Currently a friend of mine is walking through a deep valley in her life. I feel fairly helpless. My assistance is so profoundly insufficient. Because the only way out of this valley is through it, and the only solution to her problem is time and space. And time and space stubbornly require so very much time and space.
On the day her world changed, I had the privilege of being one of the first responders along with the standard uniformed personnel for whom we are all so grateful in such situations. I got to be one of the friends who helped her breathe, and make one decision at a time, and take the next step. And I cried with her so that she would know her grief was my grief, too.
At one point during the chaos, another caretaker said to me, “Thank you for being here.” Without thinking my reply was simply, “She is my girl.”
So, my job is to move her through that obstinate time and space by helping to attend to her myriad of needs today, and tomorrow, and next week, and next year. And to remind her that time and space plus Jesus is how she will come out of this valley to a new plateau that will overwhelm her with a sense of His love and peace.
I need to validate that no, it is not fair, and no, it is not just. But that He is trusting her to believe that it is His plan through this trial to bless her beyond measure one day – that it won’t be immediately or even in the near future, but that day is out there waiting. And to affirm that she is showing a lost and broken world what it means to so completely submit one’s whole life to a sovereign God who makes all things new, for our ultimate good and His perfect glory. And to never let her forget that He is here and trudging through the valley with her. She is my girl.
And, I am in a place in my life where I have the joy of having many girls. That I walk alongside, that I speak affirmation over, that I say hard things to, and do hard things with. I’m so glad to be in this place. It feels like the most natural outpouring of the reality that I, too, am someone’s girl. By His amazing grace, I am lots of someones’ girl. They walk alongside me, speak affirmation over me, say hard things to me, and do hard things with me. They are my first responders.

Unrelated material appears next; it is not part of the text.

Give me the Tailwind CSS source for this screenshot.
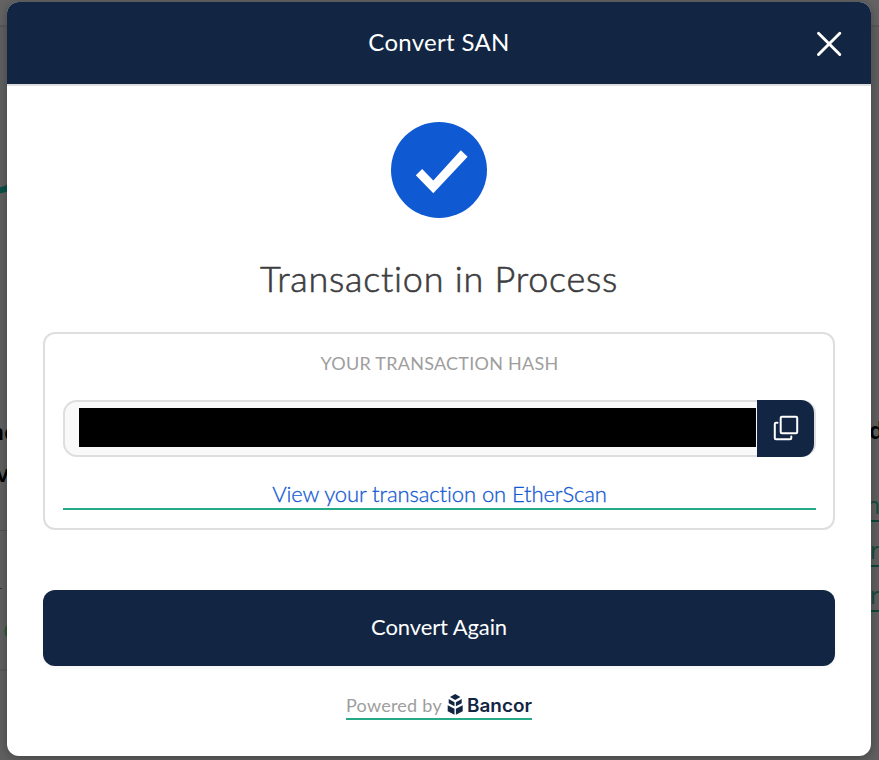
<!DOCTYPE html>
<html lang="en">
<head>
<meta charset="utf-8">
<title>Convert SAN</title>
<script src="https://cdn.jsdelivr.net/npm/@tailwindcss/browser@4"></script>
</head>
<body class="relative h-[760px] w-[879px] overflow-hidden bg-[#606060] font-['Lato',sans-serif] [font-variant-ligatures:none]">
<!-- dimmed page behind the dialog -->
<div aria-hidden="true" class="absolute inset-0 overflow-hidden">
  <div class="absolute inset-x-0 top-0 h-[27px] border-b-2 border-[#595959] bg-[#646464]"></div>
  <svg class="absolute left-0 top-0" width="12" height="760" viewBox="0 0 12 760" fill="none">
    <path d="M-4 190.500Q4 191 10 186" stroke="#0b4f49" stroke-width="6"/>
    <path d="M0 530.500H12M0 670H12" stroke="#515151"/>
    <path d="M0 588.500H2" stroke="#333"/>
    <circle cx="14" cy="631" r="8.500" stroke="#2d5930" stroke-width="2"/>
  </svg>
  <span class="absolute -left-[10px] top-[416px] font-['Noto_Sans'] text-[22px] font-semibold leading-[30px] text-black">ne</span>
  <span class="absolute -left-[4px] top-[458px] font-['Noto_Sans'] text-[24px] font-semibold leading-[30px] text-black">v</span>
  <span class="absolute left-[869px] top-[415px] font-['Noto_Sans'] text-[23px] font-semibold leading-[30px] text-black">d</span>
  <span class="absolute left-[866px] top-[490px] h-[32px] border-b-2 border-[#0e463a] font-['Noto_Sans'] text-[23px] leading-[30px] text-[#164c40]">nk</span>
  <span class="absolute left-[870px] top-[535px] h-[32px] border-b-2 border-[#0e463a] font-['Noto_Sans'] text-[23px] leading-[30px] text-[#164c40]">re</span>
  <span class="absolute left-[870px] top-[580px] h-[32px] border-b-2 border-[#0e463a] font-['Noto_Sans'] text-[23px] leading-[30px] text-[#164c40]">re</span>
</div>

<main class="relative ml-[7px] mt-[2px] h-[754px] w-[864px] overflow-hidden rounded-[12px] bg-white shadow-[0_2px_12px_rgba(0,0,0,0.3)]">
  <header class="grid h-[84px] grid-cols-[1fr_auto_1fr] items-center border-b-2 border-[#dedede] bg-[#122644] px-[28px]">
    <h1 class="col-start-2 mb-[2px] whitespace-nowrap text-[24px] leading-[32px] tracking-[0.3px] text-white">Convert SAN</h1>
    <button aria-label="Close" class="mt-[1px] justify-self-end">
      <svg width="28" height="28" viewBox="0 0 28 28" fill="none" stroke="white" stroke-width="2.900" stroke-linecap="round"><path d="M3.500 3.200L24.800 24.500M24.800 3.200L3.500 24.500"/></svg>
    </button>
  </header>
  <div class="flex flex-col items-center px-[36px] pt-[36px]">
    <svg width="96" height="96" viewBox="0 0 96 96"><circle cx="48" cy="48" r="48" fill="#0f59d2"/><path d="M24.800 53.300L31.200 46.900L42.300 58.500L69.800 28.300L76.600 34.700L42.300 71.300Z" fill="white"/></svg>
    <h2 class="mt-[36px] whitespace-nowrap text-[36px] font-light leading-[48px] tracking-[0.75px] text-[#3d3d3f] [-webkit-text-stroke:0.6px_#3d3d3f]">Transaction in Process</h2>
    <section class="mt-[30px] h-[198px] w-full rounded-[12px] border-2 border-[#dedede] pt-[17px] pl-[18px] pr-[17px] text-center">
      <div class="text-[18px] leading-[24px] tracking-[0.25px] text-[#9e9e9e]"><span>YOUR TRANSACTION HASH</span></div>
      <div class="mt-[25px] flex h-[57px] rounded-[14px] bg-[#f9f9f9] pr-[2px] shadow-[inset_0_0_0_2px_#dedede]">
        <div class="ml-[16px] mt-[8px] h-[39px] w-[677px] bg-black"></div>
        <button aria-label="Copy" class="ml-px flex h-[57px] w-[57px] items-center justify-center rounded-r-[13px] bg-[#122644] pb-[2px]">
          <svg width="26" height="26" viewBox="0 0 26 26" fill="none" stroke="white" stroke-width="2" stroke-linecap="round"><rect x="7.700" y="1.800" width="16.500" height="16.500" rx="1.200"/><path d="M4.500 7.700H3Q1.800 7.700 1.800 9V23Q1.800 24.200 3 24.200H17Q18.300 24.200 18.300 23V21.500"/></svg>
        </button>
      </div>
      <a class="mt-[23px] block h-[30px] border-b-2 border-[#26a987] text-[22px] font-light leading-[28px] tracking-[-0.1px] text-[#1259d2] [-webkit-text-stroke:0.3px_#1259d2]"><span>View your transaction on EtherScan</span></a>
    </section>
    <button class="mt-[60px] h-[76px] w-full rounded-[12px] bg-[#122644] pb-[2px] text-[22px] leading-[28px] tracking-[-0.1px] text-white shadow-[0_2px_4px_rgba(0,0,0,0.04)]"><span>Convert Again</span></button>
    <a class="mt-[27px] flex h-[27px] w-[186px] items-start border-b-2 border-[#26a987]">
      <span class="whitespace-nowrap text-[18px] leading-[25px] tracking-[0.25px] text-[#9e9e9e]">Powered by</span>
      <svg class="ml-auto shrink-0" width="85" height="25" viewBox="0 0 85 25">
        <g fill="#122644" transform="translate(.7)"><path d="M7.500 1L12.700 4L7.500 7L2.300 4ZM1 6L6.800 9.200V13.300L1 10.200ZM14 6L8.200 9.200V13.300L14 10.200ZM0 12.200L6.800 15.800V21.800L0 18.300ZM15 12.200L8.200 15.800V21.800L15 18.300Z"/></g>
        <text x="20" y="19" textLength="65" lengthAdjust="spacingAndGlyphs" font-family="Inter" font-weight="600" font-size="18" fill="#122644">Bancor</text>
      </svg>
    </a>
  </div>
</main>
</body>
</html>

Because real life is full of delight and laughter and wonderfulness. It is also messy and difficult and ugly, and sometimes even devastating.
Therefore, we were made to be in relationship with each other to celebrate and to rejoice and to toil and to mourn. We were made to have first responders and to be first responders. We were made to be His hands and feet and an earthly expression of His heart. We were made to be in community as the Body of Christ.
So, to all my girls, I say thank you – you know who you are. And to my great God, I say thank you – I don’t doubt for a minute that they are part of Your provision.
That’s it for now. I have to go check on the one of my girls whose needs for the moment are too much for her to bear alone. It’s my job and my privilege as a first responder.